This just as side information. I'll answer your questions in a next post to ease skipping this.

sdettmer · May 16, 2023

fabian said:
that does sound really strange. if you are willing to do some more debugging, enabling debug logs in /etc/pve/corosync.conf - please follow the steps at https://pve.proxmox.com/pve-docs/pve-admin-guide.html#_corosync_configuration - and copying the same config to node 113 to /etc/corosync/corosync.conf as well, and then repeating the experiment and collecting logs might shed some additional light - but I have to warn you, the logs are really verbose!

otherwise, verifying one more time that there is nothing strange w.r.t. switch port settings (storm control or something like that, for example) and removing the node (https://pve.proxmox.com/pve-docs/pve-admin-guide.html#_remove_a_cluster_node) followed by a reinstall and rejoin would be interesting. if the problem persists, than it must be somehow hardware or network setup related..

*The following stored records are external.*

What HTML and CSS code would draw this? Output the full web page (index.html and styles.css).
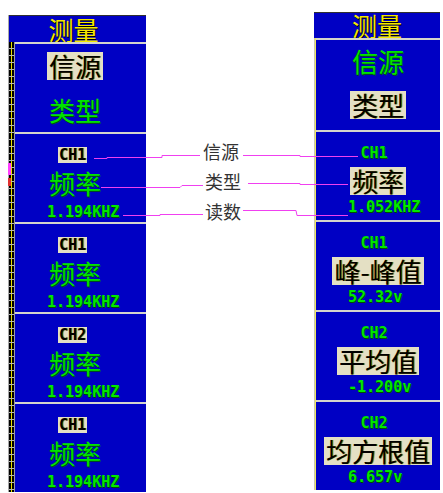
FILE: index.html
```html
<!DOCTYPE html>
<html lang="zh">
<head>
    <meta charset="UTF-8">
    <title>测量菜单</title>
    <link rel="stylesheet" href="styles.css">
</head>
<body>

<div class="page">

    <section class="scope scope-left">
        <div class="title">测量</div>
        <div class="body">
            <div class="strip"></div>
            <div class="menu">
                <div class="item item-pair">
                    <span class="name hi">信源</span>
                    <span class="name green">类型</span>
                </div>
                <div class="item">
                    <span class="ch hi">CH1</span>
                    <span class="name green">频率</span>
                    <span class="val">1.194KHZ</span>
                </div>
                <div class="item">
                    <span class="ch hi">CH1</span>
                    <span class="name green">频率</span>
                    <span class="val">1.194KHZ</span>
                </div>
                <div class="item">
                    <span class="ch hi">CH2</span>
                    <span class="name green">频率</span>
                    <span class="val">1.194KHZ</span>
                </div>
                <div class="item">
                    <span class="ch hi">CH1</span>
                    <span class="name green">频率</span>
                    <span class="val">1.194KHZ</span>
                </div>
            </div>
        </div>
    </section>

    <section class="scope scope-right">
        <div class="title">测量</div>
        <div class="body">
            <div class="strip"></div>
            <div class="menu">
                <div class="item item-pair">
                    <span class="name green">信源</span>
                    <span class="name hi">类型</span>
                </div>
                <div class="item">
                    <span class="ch green">CH1</span>
                    <span class="name hi">频率</span>
                    <span class="val">1.052KHZ</span>
                </div>
                <div class="item">
                    <span class="ch green">CH1</span>
                    <span class="name hi">峰-峰值</span>
                    <span class="val">52.32v</span>
                </div>
                <div class="item">
                    <span class="ch green">CH2</span>
                    <span class="name hi">平均值</span>
                    <span class="val">-1.200v</span>
                </div>
                <div class="item">
                    <span class="ch green">CH2</span>
                    <span class="name hi">均方根值</span>
                    <span class="val">6.657v</span>
                </div>
            </div>
        </div>
    </section>

    <!-- leader lines between the two menus -->
    <svg class="leaders" width="443" height="493" viewBox="0 0 443 493">
        <g fill="none" stroke="#f040f0" stroke-width="1">
            <polyline points="94,158.5 107,158.5 107,157.5 162,157.5 162,155.5 200,155.5"/>
            <polyline points="243,155.5 300,155.5 300,156.5 358,156.5"/>
            <polyline points="101,187.5 180,187.5 182,185.5 203,185.5"/>
            <polyline points="248,183.5 300,183.5 300,184.5 348,184.5"/>
            <polyline points="123,215.5 160,215.5 160,214.5 203,214.5"/>
            <polyline points="243,210.5 296,210.5 297,215.5 348,215.5"/>
        </g>
        <rect x="8" y="163" width="3" height="12" fill="#ff40ff"/>
        <rect x="8" y="178" width="3" height="8" fill="#e03030"/>
    </svg>

    <span class="note note-src">信源</span>
    <span class="note note-type">类型</span>
    <span class="note note-read">读数</span>

</div>

</body>
</html>
```

FILE: styles.css
```css
body {
    margin: 0;
    background: #fff;
    font-family: "Noto Sans CJK SC", "DejaVu Sans", sans-serif;
}

.page {
    position: relative;
    display: flex;
    align-items: flex-start;
    width: 443px;
    height: 493px;
    overflow: hidden;
}

.scope {
    background: #0000c4;
    display: flex;
    flex-direction: column;
}

.scope-left {
    margin: 15px 0 0 8px;
    width: 137px;
    border-left: 1px solid #a8a8a8;
}

.scope-right {
    margin: 12px 0 0 168px;
    width: 126px;
}

.title {
    border-top: 1px solid #303030;
    height: 26px;
    line-height: 26px;
    font-size: 25px;
    text-align: center;
    color: #f4e800;
    text-shadow: 1px 1px 0 #000;
}

.scope-left .title {
    padding-right: 8px;
}

.scope-right .title {
    height: 25px;
    line-height: 25px;
}

.body {
    display: flex;
}

.strip {
    width: 5px;
    flex: none;
    border-right: 1px solid #9a9a9a;
    background:
        repeating-linear-gradient(to bottom, transparent 0 6px, #b8b8b8 6px 7px),
        linear-gradient(to right, #000 0 2px, #e8e000 2px 3px, #000 3px);
}

.scope-right .strip {
    width: 2px;
    border-right: none;
    background: linear-gradient(to right, #c8c8b0 0 1px, #f0e860 1px);
}

.menu {
    flex: 1;
    display: flex;
    flex-direction: column;
}

.item {
    box-sizing: border-box;
    height: 90px;
    border-top: 2px solid #d4d4cc;
    display: flex;
    flex-direction: column;
    align-items: flex-start;
    padding: 13px 0 0 32px;
}

.item-pair {
    padding-top: 8px;
}

.scope-right .item {
    align-items: center;
    padding-left: 0;
}

.scope-right .item-pair {
    height: 92px;
    padding-top: 7px;
}

.name {
    font-size: 26px;
    line-height: 28px;
    padding: 0 2px;
}

.item-pair .name + .name {
    margin-top: 16px;
}

.ch {
    font-family: "DejaVu Sans Mono", monospace;
    font-weight: bold;
    font-size: 15px;
    line-height: 16px;
    padding: 0 1px;
    margin-left: 11px;
}

.scope-right .ch {
    margin-left: 0;
    margin-right: 8px;
}

.item .ch + .name {
    margin-top: 6px;
}

.val {
    margin-top: 8px;
    font-family: "DejaVu Sans Mono", monospace;
    font-weight: bold;
    font-size: 15px;
    line-height: 15px;
    color: #00e800;
    text-shadow: 1px 1px 0 #004c00;
}

.scope-right .val {
    align-self: flex-start;
    margin-top: 5px;
    margin-left: 32px;
}

.hi {
    background: #e4e0c4;
    color: #000;
    text-shadow: 1px 0 0 #8a8000;
}

.green {
    color: #00e400;
    text-shadow: 1px 1px 0 #005400;
}

.leaders {
    position: absolute;
    left: 0;
    top: 0;
    pointer-events: none;
}

.note {
    position: absolute;
    font-size: 18px;
    line-height: 18px;
    color: #333;
    background: #fff;
}

.note-src {
    left: 203px;
    top: 142px;
}

.note-type {
    left: 205px;
    top: 172px;
}

.note-read {
    left: 205px;
    top: 202px;
}
```
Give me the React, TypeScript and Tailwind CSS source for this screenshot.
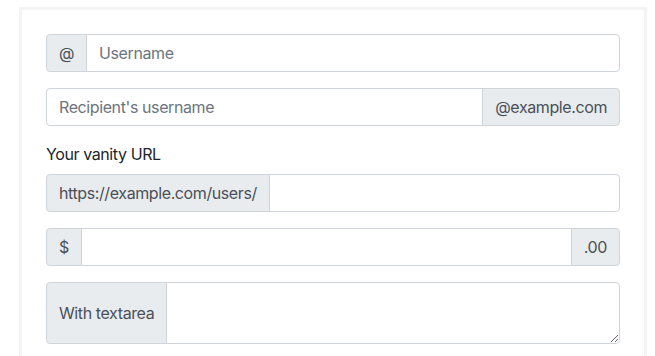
import React from "react";

const addon =
  "flex items-center px-3 bg-[#e9ecef] border border-[#ced4da] text-[#495057] text-base leading-6 whitespace-nowrap";
const field =
  "flex-1 min-w-0 h-[38px] px-3 py-[6px] bg-white border border-[#ced4da] text-[#495057] text-base leading-6 tracking-[-0.4px] outline-none placeholder:text-[#6c757d]";

const App = () => {
  return (
    <div className="w-[655px] h-[356px] overflow-hidden bg-white tracking-[-0.4px] font-['Inter','Liberation_Sans',Arial,sans-serif]">
      <div className="ml-[19px] mt-[7px] w-[628px] border-[3px] border-[#f3f4f5] p-6">
        <div className="flex mb-4">
          <span className={`${addon} rounded-l`}>@</span>
          <input className={`${field} -ml-px rounded-r`} placeholder="Username" />
        </div>

        <div className="flex mb-4">
          <input className={`${field} rounded-l`} placeholder="Recipient's username" />
          <span className={`${addon} -ml-px rounded-r`}>@example.com</span>
        </div>

        <label className="block mb-2 text-base leading-6 text-[#212529]">Your vanity URL</label>
        <div className="flex mb-4">
          <span className={`${addon} rounded-l`}>https://example.com/users/</span>
          <input className={`${field} -ml-px rounded-r`} />
        </div>

        <div className="flex mb-4">
          <span className={`${addon} rounded-l`}>$</span>
          <input className={`${field} -ml-px`} />
          <span className={`${addon} -ml-px rounded-r`}>.00</span>
        </div>

        <div className="flex">
          <span className={`${addon} rounded-l`}>With textarea</span>
          <textarea
            rows={2}
            className="flex-1 min-w-0 h-[62px] -ml-px px-3 py-[6px] bg-white border border-[#ced4da] rounded-r text-[#495057] text-base leading-6 outline-none"
          />
        </div>
      </div>
    </div>
  );
};

export default App;
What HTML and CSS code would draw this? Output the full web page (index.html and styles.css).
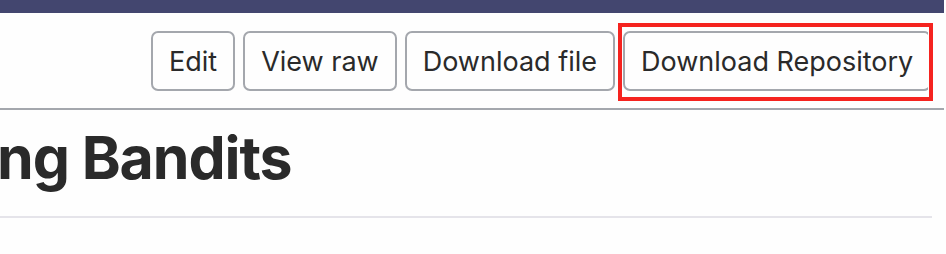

Yes, I'm willing to do more debugging, because I don't feel well with the current situation. Either there is some bug in setup, like bad or misconfigured network, or a bug in some software, but in any case I don't have a reliable environment. I would love to find the reason.

I read the documentation and I see no problem editing the file as described (I understand it is needed on any node and will be replicated) and then copy to a different path on node 113. However, I don't know how to share the expected huge files, the forum has a small limit (even before I had to reduce the journalctl output significantly to fit the limit, after zipping of course). My company has some proprierary file sharing platform ("OpenTrust MFT"), but I would need an email address to share anything to (and maybe it must be of some big ISP like gmail.com or such?). Access to file share services, one-click-hosters and alike are forbidden, unfortunately. So how can I share the logs when I created them?

I hope I can re-install the node (but not within this next week) to see what happens. Can I do tests on the network? So far all I tested was stable and fast, but maybe I can utilize something special?
I have another system with some more cores on one host, should I try "nested PVE" (i.e. install PVE, then create 16 VMs with PVE each, and define a private bridge device for a private networking, so in that software networking, no switch or network defect could harm)? Or do I just replicate a standard testcase that is known to work?

fabian · May 17, 2023

sdettmer said:
Yes, I'm willing to do more debugging, because I don't feel well with the current situation. Either there is some bug in setup, like bad or misconfigured network, or a bug in some software, but in any case I don't have a reliable environment. I would love to find the reason.

I read the documentation and I see no problem editing the file as described (I understand it is needed on any node and will be replicated) and then copy to a different path on node 113. However, I don't know how to share the expected huge files, the forum has a small limit (even before I had to reduce the journalctl output significantly to fit the limit, after zipping of course). My company has some proprierary file sharing platform ("OpenTrust MFT"), but I would need an email address to share anything to (and maybe it must be of some big ISP like gmail.com or such?). Access to file share services, one-click-hosters and alike are forbidden, unfortunately. So how can I share the logs when I created them?

you can send me the link/access details via email: f.gruenbichler@proxmox.com (if possible, include a reference to this thread and ping the thread so I know to also check in case it got flagged as spam somewhere

)

sdettmer said:
I hope I can re-install the node (but not within this next week) to see what happens. Can I do tests on the network? So far all I tested was stable and fast, but maybe I can utilize something special?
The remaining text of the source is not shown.